Rompiste esas burbujas imaginarias en las que tantas veces he negado mi muerte; me recordaste con dolor pero con verdad que soy un ser hecho para morir; que ése es mi verdadero destino final; que sí, soy un ser finito; aunque a veces, arrogantemente, he creído otra cosa.
Aprendí que la soledad puede ser mi propio refugio, pues ella me permite reconocerme y cuestionarme dilemas desde el silencio. Si no hubiera sido por tu presencia, probablemente tales reflexiones no habrían pasado por mi mente.
Me hiciste desacelerar el ritmo para verme realmente, para pensarme; hice un viaje al sótano de mi humanidad y he encontrado mis demonios, mis miedos, mis tristezas. Porque ésa es mi esencia: mi debilidad, pero también lo es mi fuerza.
También es cierto que de alguna forma aligeraste mi planeación porque tú te has encargado de todo.
Por ti pude aprender a abrazar lo irremediable, lo que me duele, aquello que, aunque me empeñe en modificar reconozco finalmente como inalterable, pues soy un ser diminuto ante la maravilla de este universo al que pertenezco.
Te convertiste en mi recordatorio de que en las trincheras no hay ateos. En muchos momentos me recordaste a mi Creador e hiciste que volteara a verlo cuando probablemente lo había dejado olvidado en un cajón, preguntándole: “¿Por qué permites esto? ¡No te entiendo! ¿En dónde estás?”. Y, como si escuchara un susurro ligero, la respuesta era: “Estoy en donde tú has decidido ponerme…”.

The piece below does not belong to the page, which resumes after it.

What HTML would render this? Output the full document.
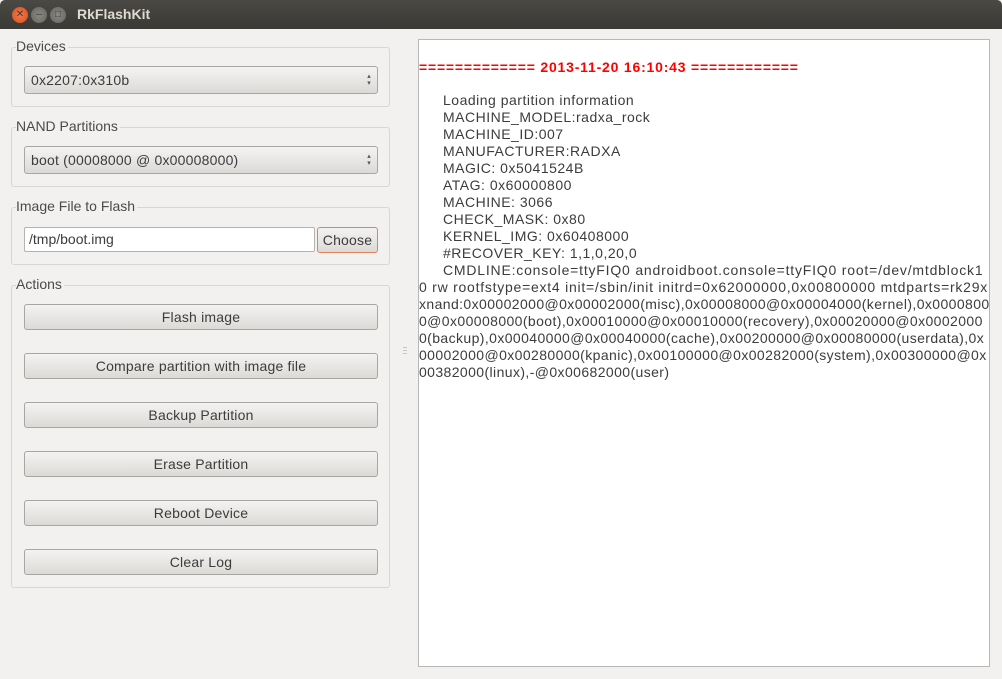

¿Sabes algo, querida COVID-19? Los humanos tenemos la mala costumbre de que, cuando cometemos un error, decimos: “Errar es de humanos”; pero me doy cuenta de que eso no es lo que nos distingue de los demás seres de la creación. Justamente, lo que verdaderamente es de humanos es sobreponerse al infortunio. Pero sólo lo lograremos si somos valientes y capaces de aceptar todos estos sentimientos que te comparto. Sería peligroso eliminar todo esto que también nos define y que tú pusiste de relieve hoy.

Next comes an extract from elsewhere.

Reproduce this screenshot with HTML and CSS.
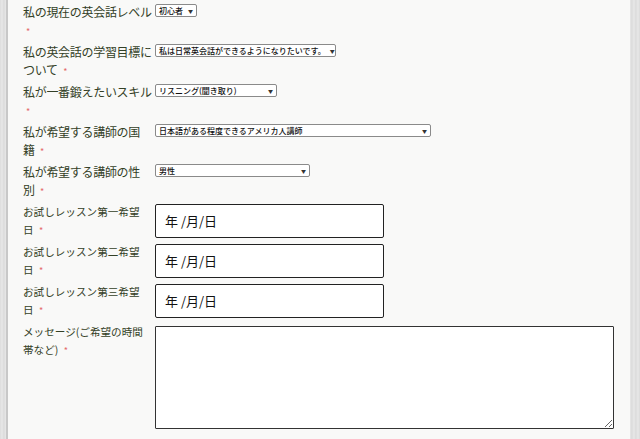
FILE: index.html
```html
<!DOCTYPE html>
<html lang="ja">
<head>
<meta charset="utf-8">
<link rel="stylesheet" href="styles.css">
</head>
<body>
<div class="page">
  <form class="form">
    <div class="row">
      <div class="label">私の現在の英会話レベル<br><span class="req">*</span></div>
      <div class="field field-select"><div class="select w1"><span>初心者</span><span class="arrow">▼</span></div></div>
    </div>
    <div class="row">
      <div class="label">私の英会話の学習目標に<br>ついて <span class="req">*</span></div>
      <div class="field field-select"><div class="select w2"><span>私は日常英会話ができるようになりたいです。</span><span class="arrow">▼</span></div></div>
    </div>
    <div class="row">
      <div class="label">私が一番鍛えたいスキル<br><span class="req">*</span></div>
      <div class="field field-select"><div class="select w3"><span>リスニング(聞き取り)</span><span class="arrow">▼</span></div></div>
    </div>
    <div class="row">
      <div class="label">私が希望する講師の国<br>籍 <span class="req">*</span></div>
      <div class="field field-select"><div class="select w4"><span>日本語がある程度できるアメリカ人講師</span><span class="arrow">▼</span></div></div>
    </div>
    <div class="row">
      <div class="label">私が希望する講師の性<br>別 <span class="req">*</span></div>
      <div class="field field-select"><div class="select w5"><span>男性</span><span class="arrow">▼</span></div></div>
    </div>
    <div class="row">
      <div class="label small">お試しレッスン第一希望<br>日 <span class="req">*</span></div>
      <div class="field"><div class="date">年 /月/日</div></div>
    </div>
    <div class="row">
      <div class="label small">お試しレッスン第二希望<br>日 <span class="req">*</span></div>
      <div class="field"><div class="date">年 /月/日</div></div>
    </div>
    <div class="row">
      <div class="label small">お試しレッスン第三希望<br>日 <span class="req">*</span></div>
      <div class="field"><div class="date">年 /月/日</div></div>
    </div>
    <div class="row row-msg">
      <div class="label small">メッセージ(ご希望の時間<br>帯など) <span class="req">*</span></div>
      <div class="field field-msg"><textarea class="msg"></textarea></div>
    </div>
  </form>
</div>
</body>
</html>
```

FILE: styles.css
```css
html, body {
  margin: 0;
  padding: 0;
  height: 100%;
}
body {
  background: repeating-linear-gradient(90deg, #dcdcdc 0, #e8e8e8 2px, #d9d9d9 4px);
  font-family: "Noto Sans CJK JP", "Noto Sans", sans-serif;
  overflow: hidden;
}
.page {
  margin-left: 6px;
  width: 622px;
  height: 439px;
  border-left: 2px solid #c8c8c8;
  background: #f9f9f8;
}
.form {
  padding: 2px 0 0 15px;
}
.row {
  display: flex;
  height: 40px;
}
.label {
  width: 132px;
  flex: none;
  padding-top: 1px;
  font-size: 12px;
  line-height: 18px;
  color: #334026;
  white-space: nowrap;
  letter-spacing: -0.3px;
}
.label.small {
  font-size: 10.6px;
  letter-spacing: 0;
}
.req {
  color: #e46a6a;
  font-size: 9px;
  margin-left: 3px;
}
.field-select {
  padding-top: 4px;
}
.select {
  display: flex;
  justify-content: space-between;
  align-items: center;
  box-sizing: border-box;
  height: 13px;
  padding: 0 3px 0 3px;
  border: 1px solid #8a8a8a;
  border-radius: 2px;
  background: #fff;
  font-size: 8px;
  line-height: 11px;
  color: #111;
  font-weight: 500;
  white-space: nowrap;
  overflow: hidden;
}
.arrow {
  font-size: 5px;
  color: #333;
  margin-left: 4px;
}
.w1 { width: 42px; }
.w2 { width: 181px; }
.w3 { width: 122px; }
.w4 { width: 276px; }
.w5 { width: 155px; }
.field {
  padding-top: 2px;
}
.date {
  box-sizing: border-box;
  width: 229px;
  height: 34px;
  border: 1px solid #222;
  border-radius: 2px;
  background: #fff;
  padding-left: 9px;
  font-size: 13px;
  line-height: 32px;
  color: #111;
}
.row-msg {
  height: 110px;
}
.field-msg {
  padding-top: 4px;
}
.msg {
  box-sizing: border-box;
  display: block;
  width: 459px;
  height: 103px;
  margin: 0;
  border: 1px solid #333;
  border-radius: 1px;
  background: #fff;
}
```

Por supuesto, no sé cuánto tiempo más decidas estar en nuestra vida en este mundo que hemos creído nuestro, pero te aseguro que seguiremos aprendiendo, replanteando esta historia y sí, también sobreviviendo a tu presencia.
Date cuenta por favor: nos podrás vencer física o económicamente hablando, pero jamás espiritualmente. Has dejado una huella imborrable en toda la humanidad, y ojalá comprendas de qué estamos hechos realmente…
Sartre decía que el ser humano es el ser que construye las cámaras de gas y al mismo tiempo el ser capaz de entrar en ellas con la frente en alto.
Cada uno de nosotros decidirá de forma individual si quiere dedicarte esta carta con comillas o sin comillas a ti, apreciable COVID-19.